To represent an ice wedge occupying the majority of the soil volume, we initialize the RIM tile with an excess ice fraction of two-thirds between the simulated ALT at 55 cm and 2.8 m below the surface, which expands the soil thickness of the RIM by 1.5 m. To allow the RIM to sink below the elevation of the center, we add excess ice to the bottom soil layer, with the largest amount in CENTER, so that the total elevation difference is only 35 cm (Fig. A1). This is an approximate average value for observed rim heights at Samoylov. The model is initialized with a soil temperature of −9C and fully saturated and frozen soil throughout the column. While this is substantially colder than the equilibrium temperature reached by the model, the soil temperatures in the lowest cell (lower boundary at ca. 16 m, i.e., 14 m plus 2.15–2.5 m excess ice) reach an equilibrium within the first decade of the simulation (mean increase of 0.3 C yr−1), after which the annual changes vary between positive and negative values.

As model forcing for the Samoylov Island simulation, we used the same model input as Westermann et al. (2016). This is based on the CRU-NCEP data for the historical period (1901–2015; Viovy, 2018). For the future part of the simulation, this dataset uses model output from the CCSM4 climate model following the mitigation scenario RCP4.5, to calculate monthly climate anomalies for temperature, humidity, pressure, and wind and scaling factors for precipitation and radiation. These are added or multiplied to the high-frequency data from 1996 to 2005 from the historical (CRU-NCEP) data, following Koven et al. (2015). The RCP4.5 scenario was chosen as it represents a strong mitigation scenario but still shows continued warming in the Arctic throughout the 21st century, which makes understanding permafrost processes highly relevant.

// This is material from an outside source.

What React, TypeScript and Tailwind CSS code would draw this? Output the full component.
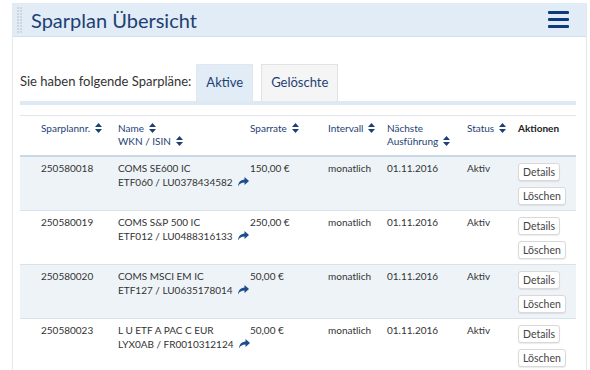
import React from 'react';

interface Plan {
  nr: string;
  name: string;
  isin: string;
  rate: string;
  interval: string;
  next: string;
  status: string;
}

const PLANS: Plan[] = [
  { nr: '250580018', name: 'COMS SE600 IC', isin: 'ETF060 / LU0378434582', rate: '150,00 €', interval: 'monatlich', next: '01.11.2016', status: 'Aktiv' },
  { nr: '250580019', name: 'COMS S&P 500 IC', isin: 'ETF012 / LU0488316133', rate: '250,00 €', interval: 'monatlich', next: '01.11.2016', status: 'Aktiv' },
  { nr: '250580020', name: 'COMS MSCI EM IC', isin: 'ETF127 / LU0635178014', rate: '50,00 €', interval: 'monatlich', next: '01.11.2016', status: 'Aktiv' },
  { nr: '250580023', name: 'L U ETF A PAC C EUR', isin: 'LYX0AB / FR0010312124', rate: '50,00 €', interval: 'monatlich', next: '01.11.2016', status: 'Aktiv' },
];

const COLS = 'grid grid-cols-[98px_132px_78px_59px_80px_51px_58px]';

const SortIcon = () => (
  <svg className="inline-block ml-[5px] align-[-1px]" width="7" height="10" viewBox="0 0 7 10">
    <path d="M3.5 0 L7 4 H0 Z M0 6 H7 L3.5 10 Z" fill="#1d3f74" />
  </svg>
);

// curved "share" arrow after the ISIN
const ShareIcon = () => (
  <svg className="inline-block ml-[5px] align-[-1px]" width="11" height="10" viewBox="0 0 11 10">
    <path d="M6.5 0 L11 4 L6.5 8 V5.5 C3.5 5.5 1.5 6.5 0 9.5 C0.3 5.5 2.5 2.8 6.5 2.5 Z" fill="#1d4c8c" />
  </svg>
);

// drag handle: two columns of small grey dots
const Grip = () => (
  <div className="grid grid-cols-2 gap-[1px] ml-[4px] mr-[9px]">
    {Array.from({ length: 18 }).map((_, i) => (
      <span key={i} className="block w-[2px] h-[2px] bg-[#cdd5dd]" />
    ))}
  </div>
);

const Btn = ({ label }: { label: string }) => (
  <button className="h-[18px] px-[4px] bg-white border border-[#d9d9d9] rounded-[3px] shadow-[0_1px_1px_rgba(0,0,0,0.08)] text-[10.5px] leading-[16px] text-[#444]">
    {label}
  </button>
);

export default function App() {
  return (
    <div className="w-[590px] h-[370px] overflow-hidden bg-white pt-[3px] pl-[12px] pr-[3px]" style={{ fontFamily: 'Lato, "Noto Sans", sans-serif' }}>
      <div className="h-[367px] border-l border-r border-[#e6e9ec] bg-white">
        {/* Header */}
        <div className="h-[34px] bg-[#e1ecf6] border-b border-[#d3dfea] flex items-center">
          <Grip />
          <h1 className="text-[20px] leading-none text-[#1d3f74]">Sparplan Übersicht</h1>
          <div className="ml-auto mr-[17px] flex flex-col gap-[4px]">
            <span className="block w-[21px] h-[3px] rounded-[1px] bg-[#0d3a7a]" />
            <span className="block w-[21px] h-[3px] rounded-[1px] bg-[#0d3a7a]" />
            <span className="block w-[21px] h-[3px] rounded-[1px] bg-[#0d3a7a]" />
          </div>
        </div>

        <div className="px-[7px]">
          {/* Tabs */}
          <div className="mt-[27px] flex items-end">
            <span className="text-[13px] text-[#333] pb-[10px] mr-[5px]">Sie haben folgende Sparpläne:</span>
            <div className="h-[37px] px-[9px] bg-[#e1ecf6] border border-[#dfe8f0] border-b-0 flex items-center text-[13px] text-[#1d3f74]">
              Aktive
            </div>
            <div className="ml-[8px] h-[37px] px-[9px] bg-[#f5f5f5] border border-[#e2e2e2] border-b-0 flex items-center text-[13px] text-[#1d3f74]">
              Gelöschte
            </div>
          </div>
          <div className="h-[4px] bg-[#dde9f3] mr-[3px]" />

          {/* Table */}
          <div className="mt-[10px] mr-[3px] border-t border-[#e1e6eb] text-[10px] leading-[14px]">
            <div className={`${COLS} h-[41px] pt-[6px] leading-[13px] border-b-2 border-[#c9d8e6] text-[#1d3f74]`}>
              <div className="pl-[21px]">Sparplannr.<SortIcon /></div>
              <div>Name<SortIcon /><br />WKN / ISIN<SortIcon /></div>
              <div>Sparrate<SortIcon /></div>
              <div>Intervall<SortIcon /></div>
              <div>Nächste<br />Ausführung<SortIcon /></div>
              <div>Status<SortIcon /></div>
              <div className="font-bold text-[#222]">Aktionen</div>
            </div>
            {PLANS.map((p, i) => (
              <div
                key={p.nr}
                className={`${COLS} h-[54px] border-b border-[#d8e2ec] text-[#333] ${i % 2 === 0 ? 'bg-[#eef3f8]' : 'bg-white'}`}
              >
                <div className="pl-[21px] pt-[4px]">{p.nr}</div>
                <div className="pt-[4px] whitespace-nowrap">
                  {p.name}
                  <br />
                  {p.isin}
                  <ShareIcon />
                </div>
                <div className="pt-[4px]">{p.rate}</div>
                <div className="pt-[4px]">{p.interval}</div>
                <div className="pt-[4px]">{p.next}</div>
                <div className="pt-[4px]">{p.status}</div>
                <div className="pt-[6px] flex flex-col items-start gap-[6px]">
                  <Btn label="Details" />
                  <Btn label="Löschen" />
                </div>
              </div>
            ))}
          </div>
        </div>
      </div>
    </div>
  );
}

Detailed measurements of snow accumulation from eight LCPs from 2008 showed average snow depths of 17 cm on the rims and 46 cm in the centers, with a total average snow water equivalent (SWE) of 65 mm (Boike et al., 2013). As the model accumulated too much snow compared to these observations due to a bias in the precipitation forcing (Westermann et al., 2016), we scaled the precipitation with a constant factor (Pscale) of 0.6 throughout the simulation in order to simulate realistic SWE and snow depths.

### 2.4.2 Peat plateaus in Suossjavri, northern Norway

Similar to the polygonal tundra, the peatland of Suossjavri is represented with two interacting land units. In this case we represent a single circular peat plateau with a diameter of 10 m, corresponding to the smaller features observed in the study area. This is placed in a significantly larger (100 m × 100 m) surrounding mire, so that the effect of the coupling mainly affects the elevated tile. The areas of both the mire and the peat plateau can be increased to represent larger features (see Sect. 4.2), and more complex geometries can be represented by applying appropriate distance and contact length parameters. As the mire does not contain permafrost, only the peat plateau tile (PPLAT) was initiated with excess ice (Fig. A1b), starting 75 cm below the surface with a total excess ice thickness of 75 cm distributed down to 3.75 m below ground. Both tiles were started from fully saturated conditions and 0 C soil temperatures. The soil water was initially unfrozen in all soil layers, except for the ones containing excess ice, in which soil (pore) water was initially frozen.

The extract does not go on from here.